In its plan, Dominion warned that the energy savings goals the legislature set – 5% a year by 2025 – might be a reach too far. It also noted that the solar panels envisioned in the plan would cover at least 490 square miles, which is about 25% more than Fairfax County’s area.

All of the plan’s alternatives count on Dominion’s nuclear workhouses, in Surry County and North Anna, to keep producing zero-carbon power. Dominion has filed for a 20-year extension of Surry’s license, which would keep that plant’s two units running until 2052 and 2053. It will apply for a similar extension for North Anna this year, which would keep that plant running until 2061.

The plan continues a call to close Yorktown’s rarely used oil-burning unit in 2023.

While the plan that includes gas units would keep Dominion’s generators in Chesapeake and Gravel Neck, in Surry County, running, they’d close sometime in the late 2030s or early 2040s under the alternatives that call for more imports instead of gas plants.

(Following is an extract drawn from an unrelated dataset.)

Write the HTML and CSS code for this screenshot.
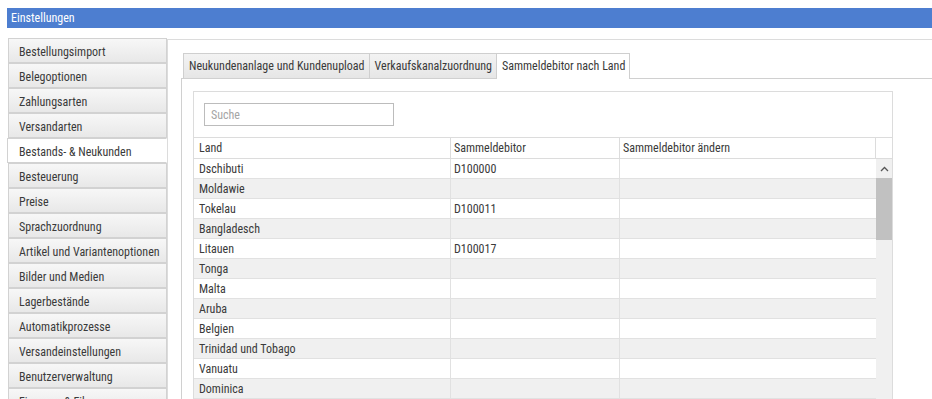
FILE: index.html
```html
<!DOCTYPE html>
<html lang="de">
<head>
<meta charset="utf-8">
<title>Einstellungen</title>
<link rel="stylesheet" href="styles.css">
</head>
<body>
<div class="titlebar">Einstellungen</div>
<div class="layout">
  <ul class="nav">
    <li class="nav-item">Bestellungsimport</li>
    <li class="nav-item">Belegoptionen</li>
    <li class="nav-item">Zahlungsarten</li>
    <li class="nav-item">Versandarten</li>
    <li class="nav-item active">Bestands- &amp; Neukunden</li>
    <li class="nav-item">Besteuerung</li>
    <li class="nav-item">Preise</li>
    <li class="nav-item">Sprachzuordnung</li>
    <li class="nav-item">Artikel und Variantenoptionen</li>
    <li class="nav-item">Bilder und Medien</li>
    <li class="nav-item">Lagerbestände</li>
    <li class="nav-item">Automatikprozesse</li>
    <li class="nav-item">Versandeinstellungen</li>
    <li class="nav-item">Benutzerverwaltung</li>
    <li class="nav-item">Finanzen &amp; Fibu</li>
  </ul>
  <section class="panel">
    <div class="tabs">
      <div class="tab">Neukundenanlage und Kundenupload</div>
      <div class="tab">Verkaufskanalzuordnung</div>
      <div class="tab active">Sammeldebitor nach Land</div>
    </div>
    <div class="tab-body">
      <div class="grid">
        <div class="toolbar"><div class="search">Suche</div></div>
        <div class="grid-head">
          <div class="cell first">Land</div>
          <div class="cell">Sammeldebitor</div>
          <div class="cell">Sammeldebitor ändern</div>
          <div class="cell scroll-head"></div>
        </div>
        <div class="grid-body">
          <div class="rows">
            <div class="row"><div class="cell first">Dschibuti</div><div class="cell">D100000</div><div class="cell"></div></div>
            <div class="row alt"><div class="cell first">Moldawie</div><div class="cell"></div><div class="cell"></div></div>
            <div class="row"><div class="cell first">Tokelau</div><div class="cell">D100011</div><div class="cell"></div></div>
            <div class="row alt"><div class="cell first">Bangladesch</div><div class="cell"></div><div class="cell"></div></div>
            <div class="row"><div class="cell first">Litauen</div><div class="cell">D100017</div><div class="cell"></div></div>
            <div class="row alt"><div class="cell first">Tonga</div><div class="cell"></div><div class="cell"></div></div>
            <div class="row"><div class="cell first">Malta</div><div class="cell"></div><div class="cell"></div></div>
            <div class="row alt"><div class="cell first">Aruba</div><div class="cell"></div><div class="cell"></div></div>
            <div class="row"><div class="cell first">Belgien</div><div class="cell"></div><div class="cell"></div></div>
            <div class="row alt"><div class="cell first">Trinidad und Tobago</div><div class="cell"></div><div class="cell"></div></div>
            <div class="row"><div class="cell first">Vanuatu</div><div class="cell"></div><div class="cell"></div></div>
            <div class="row alt"><div class="cell first">Dominica</div><div class="cell"></div><div class="cell"></div></div>
          </div>
          <div class="scrollbar">
            <div class="scroll-arrow"><svg width="9" height="6" viewBox="0 0 9 6"><polyline points="1,5 4.5,1.5 8,5" fill="none" stroke="#555" stroke-width="1.3"/></svg></div>
            <div class="scroll-thumb"></div>
          </div>
        </div>
      </div>
    </div>
  </section>
</div>
</body>
</html>
```
FILE: styles.css
```css
html, body {
  margin: 0;
  padding: 0;
  background: #ffffff;
  height: 399px;
  overflow: hidden;
}
body {
  font-family: "Roboto Condensed", Roboto, "Liberation Sans", sans-serif;
  font-stretch: condensed;
  font-size: 12px;
  color: #3a3a3a;
}
.titlebar {
  margin: 8px 0 0 7px;
  height: 20px;
  line-height: 21px;
  padding-left: 4px;
  background: #4d7ed0;
  color: #ffffff;
  font-size: 12px;
}
.layout {
  display: flex;
  margin-top: 10px;
  align-items: flex-start;
}
.nav {
  list-style: none;
  margin: 0 0 0 8px;
  padding: 0;
  width: 159px;
  flex: none;
}
.nav-item {
  height: 20px;
  line-height: 20px;
  padding: 3px 0 0 10px;
  border: 1px solid #d2d2d2;
  background: linear-gradient(#f7f7f7, #e8e8e8);
  white-space: nowrap;
  overflow: hidden;
}
.nav-item.active {
  background: #ffffff;
  margin-left: -1px;
  padding-left: 11px;
  border-right-color: #ffffff;
}
.panel {
  flex: 1;
  margin-top: 1px;
  height: 360px;
  border-top: 1px solid #dcdcdc;
  border-left: 1px solid #dcdcdc;
  overflow: hidden;
}
.tabs {
  display: flex;
  margin-top: 13px;
  padding-left: 15px;
}
.tab {
  height: 24px;
  line-height: 24px;
  padding: 0 4px 0 5px;
  border: 1px solid #cfcfcf;
  border-bottom: none;
  border-right: none;
  background: linear-gradient(#f3f3f3, #e6e6e6);
  white-space: nowrap;
}
.tab.active {
  background: #ffffff;
  border-right: 1px solid #cfcfcf;
  position: relative;
  margin-bottom: -1px;
  height: 25px;
}
.tab-body {
  margin-left: 13px;
  border-top: 1px solid #d0d0d0;
  border-left: 1px solid #d0d0d0;
  padding: 12px 0 0 11px;
  height: 320px;
}
.grid {
  width: 698px;
  border: 1px solid #dcdcdc;
  background: #ffffff;
}
.toolbar {
  height: 45px;
  padding: 11px 0 0 10px;
  box-sizing: border-box;
}
.search {
  width: 190px;
  height: 23px;
  box-sizing: border-box;
  border: 1px solid #bcbcbc;
  line-height: 22px;
  padding-left: 6px;
  color: #a5a5a5;
}
.grid-head {
  display: grid;
  grid-template-columns: 257px 169px 256px 16px;
  height: 20px;
  border-top: 1px solid #dcdcdc;
  border-bottom: 1px solid #dcdcdc;
}
.grid-head .cell {
  line-height: 21px;
  border-right: 1px solid #dcdcdc;
}
.grid-head .cell.scroll-head {
  border-right: none;
}
.cell {
  padding-left: 3px;
  white-space: nowrap;
  overflow: hidden;
}
.cell.first {
  padding-left: 5px;
}
.grid-body {
  display: flex;
}
.rows {
  width: 682px;
}
.row {
  display: grid;
  grid-template-columns: 257px 169px 256px;
  height: 19px;
  border-bottom: 1px solid #e1e1e1;
  background: #ffffff;
}
.row.alt {
  background: #f0f0f0;
}
.row .cell {
  line-height: 18px;
  padding-top: 1px;
  border-right: 1px solid #e1e1e1;
}
.row .cell:last-child {
  border-right: none;
}
.scrollbar {
  width: 16px;
  background: #f0f0f0;
  display: flex;
  flex-direction: column;
}
.scroll-arrow {
  height: 19px;
  display: flex;
  align-items: center;
  justify-content: center;
  background: #f0f0f0;
}
.scroll-thumb {
  height: 62px;
  background: #c1c1c1;
}
```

“Dominion is proposing a substantial overhaul of the way electricity is generated, consumed and stored, all of which will have a significant economic impact for Virginian families and businesses,” said Brennan Gilmore, executive director of Clean Virginia, a Charlottesville-based advocacy group that operates a political action committee focused on energy issues.

“The new construction envisioned by its IRP will generate significant shareholder profit for Dominion, but major rate increases for customers,” he added.

Separately, Dominion asked for bids to supply for up to 1,000 megawatts of solar and onshore wind generation and up to 250 megawatts of energy storage equipment. It’s the largest request for development proposals in the company’s history.